::: Recorded data :::
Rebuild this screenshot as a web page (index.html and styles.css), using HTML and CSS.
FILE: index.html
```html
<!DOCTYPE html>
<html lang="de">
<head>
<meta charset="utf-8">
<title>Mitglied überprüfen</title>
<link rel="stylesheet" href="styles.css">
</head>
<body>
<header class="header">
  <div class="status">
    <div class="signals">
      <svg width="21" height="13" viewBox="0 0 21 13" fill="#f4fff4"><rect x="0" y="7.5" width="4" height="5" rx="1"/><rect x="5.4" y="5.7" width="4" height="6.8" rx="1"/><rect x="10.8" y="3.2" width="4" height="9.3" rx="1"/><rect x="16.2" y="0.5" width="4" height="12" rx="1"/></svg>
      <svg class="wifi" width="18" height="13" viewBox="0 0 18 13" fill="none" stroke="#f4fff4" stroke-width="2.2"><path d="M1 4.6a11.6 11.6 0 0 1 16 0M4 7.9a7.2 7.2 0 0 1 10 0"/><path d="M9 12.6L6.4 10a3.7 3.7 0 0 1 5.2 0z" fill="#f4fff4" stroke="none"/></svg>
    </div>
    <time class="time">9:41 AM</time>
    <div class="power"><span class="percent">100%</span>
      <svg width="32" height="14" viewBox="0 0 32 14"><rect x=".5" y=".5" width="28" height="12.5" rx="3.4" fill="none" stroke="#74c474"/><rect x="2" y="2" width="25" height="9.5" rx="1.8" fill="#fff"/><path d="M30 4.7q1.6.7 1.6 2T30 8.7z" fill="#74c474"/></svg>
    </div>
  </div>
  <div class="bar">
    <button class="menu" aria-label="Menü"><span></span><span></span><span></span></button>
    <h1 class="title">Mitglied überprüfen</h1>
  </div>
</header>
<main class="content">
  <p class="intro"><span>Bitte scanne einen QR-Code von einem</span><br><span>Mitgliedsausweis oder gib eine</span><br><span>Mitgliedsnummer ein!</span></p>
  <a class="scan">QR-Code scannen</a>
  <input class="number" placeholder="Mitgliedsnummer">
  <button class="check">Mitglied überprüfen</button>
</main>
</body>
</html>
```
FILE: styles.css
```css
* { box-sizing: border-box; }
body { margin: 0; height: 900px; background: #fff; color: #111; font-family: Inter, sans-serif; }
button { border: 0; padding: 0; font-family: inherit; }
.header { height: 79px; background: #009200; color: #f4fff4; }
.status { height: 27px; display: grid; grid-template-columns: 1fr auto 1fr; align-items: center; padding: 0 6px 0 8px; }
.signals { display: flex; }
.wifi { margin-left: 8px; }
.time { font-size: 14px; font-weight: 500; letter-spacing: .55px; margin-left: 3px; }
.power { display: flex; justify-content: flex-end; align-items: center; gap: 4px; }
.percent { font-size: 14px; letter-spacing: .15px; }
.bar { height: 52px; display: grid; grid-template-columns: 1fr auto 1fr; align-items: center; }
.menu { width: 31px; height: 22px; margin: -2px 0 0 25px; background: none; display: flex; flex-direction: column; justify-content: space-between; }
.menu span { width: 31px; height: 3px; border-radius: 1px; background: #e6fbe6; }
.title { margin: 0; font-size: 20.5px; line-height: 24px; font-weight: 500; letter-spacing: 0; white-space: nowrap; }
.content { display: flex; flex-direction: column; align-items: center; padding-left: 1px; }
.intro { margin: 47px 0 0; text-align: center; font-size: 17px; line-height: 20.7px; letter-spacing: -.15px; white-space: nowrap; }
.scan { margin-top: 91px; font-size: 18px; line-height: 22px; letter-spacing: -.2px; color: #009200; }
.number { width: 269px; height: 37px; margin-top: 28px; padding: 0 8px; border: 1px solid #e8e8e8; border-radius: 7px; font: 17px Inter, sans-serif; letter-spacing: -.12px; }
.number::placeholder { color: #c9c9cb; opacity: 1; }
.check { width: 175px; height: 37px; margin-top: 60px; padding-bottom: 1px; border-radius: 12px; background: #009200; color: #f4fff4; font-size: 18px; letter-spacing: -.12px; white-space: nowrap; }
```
:::
- Job
Nothing should be left out: repeat all of the data exactly.

- Final answer
Rebuild this screenshot as a web page (index.html and styles.css), using HTML and CSS.
FILE: index.html
```html
<!DOCTYPE html>
<html lang="de">
<head>
<meta charset="utf-8">
<title>Mitglied überprüfen</title>
<link rel="stylesheet" href="styles.css">
</head>
<body>
<header class="header">
  <div class="status">
    <div class="signals">
      <svg width="21" height="13" viewBox="0 0 21 13" fill="#f4fff4"><rect x="0" y="7.5" width="4" height="5" rx="1"/><rect x="5.4" y="5.7" width="4" height="6.8" rx="1"/><rect x="10.8" y="3.2" width="4" height="9.3" rx="1"/><rect x="16.2" y="0.5" width="4" height="12" rx="1"/></svg>
      <svg class="wifi" width="18" height="13" viewBox="0 0 18 13" fill="none" stroke="#f4fff4" stroke-width="2.2"><path d="M1 4.6a11.6 11.6 0 0 1 16 0M4 7.9a7.2 7.2 0 0 1 10 0"/><path d="M9 12.6L6.4 10a3.7 3.7 0 0 1 5.2 0z" fill="#f4fff4" stroke="none"/></svg>
    </div>
    <time class="time">9:41 AM</time>
    <div class="power"><span class="percent">100%</span>
      <svg width="32" height="14" viewBox="0 0 32 14"><rect x=".5" y=".5" width="28" height="12.5" rx="3.4" fill="none" stroke="#74c474"/><rect x="2" y="2" width="25" height="9.5" rx="1.8" fill="#fff"/><path d="M30 4.7q1.6.7 1.6 2T30 8.7z" fill="#74c474"/></svg>
    </div>
  </div>
  <div class="bar">
    <button class="menu" aria-label="Menü"><span></span><span></span><span></span></button>
    <h1 class="title">Mitglied überprüfen</h1>
  </div>
</header>
<main class="content">
  <p class="intro"><span>Bitte scanne einen QR-Code von einem</span><br><span>Mitgliedsausweis oder gib eine</span><br><span>Mitgliedsnummer ein!</span></p>
  <a class="scan">QR-Code scannen</a>
  <input class="number" placeholder="Mitgliedsnummer">
  <button class="check">Mitglied überprüfen</button>
</main>
</body>
</html>
```
FILE: styles.css
```css
* { box-sizing: border-box; }
body { margin: 0; height: 900px; background: #fff; color: #111; font-family: Inter, sans-serif; }
button { border: 0; padding: 0; font-family: inherit; }
.header { height: 79px; background: #009200; color: #f4fff4; }
.status { height: 27px; display: grid; grid-template-columns: 1fr auto 1fr; align-items: center; padding: 0 6px 0 8px; }
.signals { display: flex; }
.wifi { margin-left: 8px; }
.time { font-size: 14px; font-weight: 500; letter-spacing: .55px; margin-left: 3px; }
.power { display: flex; justify-content: flex-end; align-items: center; gap: 4px; }
.percent { font-size: 14px; letter-spacing: .15px; }
.bar { height: 52px; display: grid; grid-template-columns: 1fr auto 1fr; align-items: center; }
.menu { width: 31px; height: 22px; margin: -2px 0 0 25px; background: none; display: flex; flex-direction: column; justify-content: space-between; }
.menu span { width: 31px; height: 3px; border-radius: 1px; background: #e6fbe6; }
.title { margin: 0; font-size: 20.5px; line-height: 24px; font-weight: 500; letter-spacing: 0; white-space: nowrap; }
.content { display: flex; flex-direction: column; align-items: center; padding-left: 1px; }
.intro { margin: 47px 0 0; text-align: center; font-size: 17px; line-height: 20.7px; letter-spacing: -.15px; white-space: nowrap; }
.scan { margin-top: 91px; font-size: 18px; line-height: 22px; letter-spacing: -.2px; color: #009200; }
.number { width: 269px; height: 37px; margin-top: 28px; padding: 0 8px; border: 1px solid #e8e8e8; border-radius: 7px; font: 17px Inter, sans-serif; letter-spacing: -.12px; }
.number::placeholder { color: #c9c9cb; opacity: 1; }
.check { width: 175px; height: 37px; margin-top: 60px; padding-bottom: 1px; border-radius: 12px; background: #009200; color: #f4fff4; font-size: 18px; letter-spacing: -.12px; white-space: nowrap; }
```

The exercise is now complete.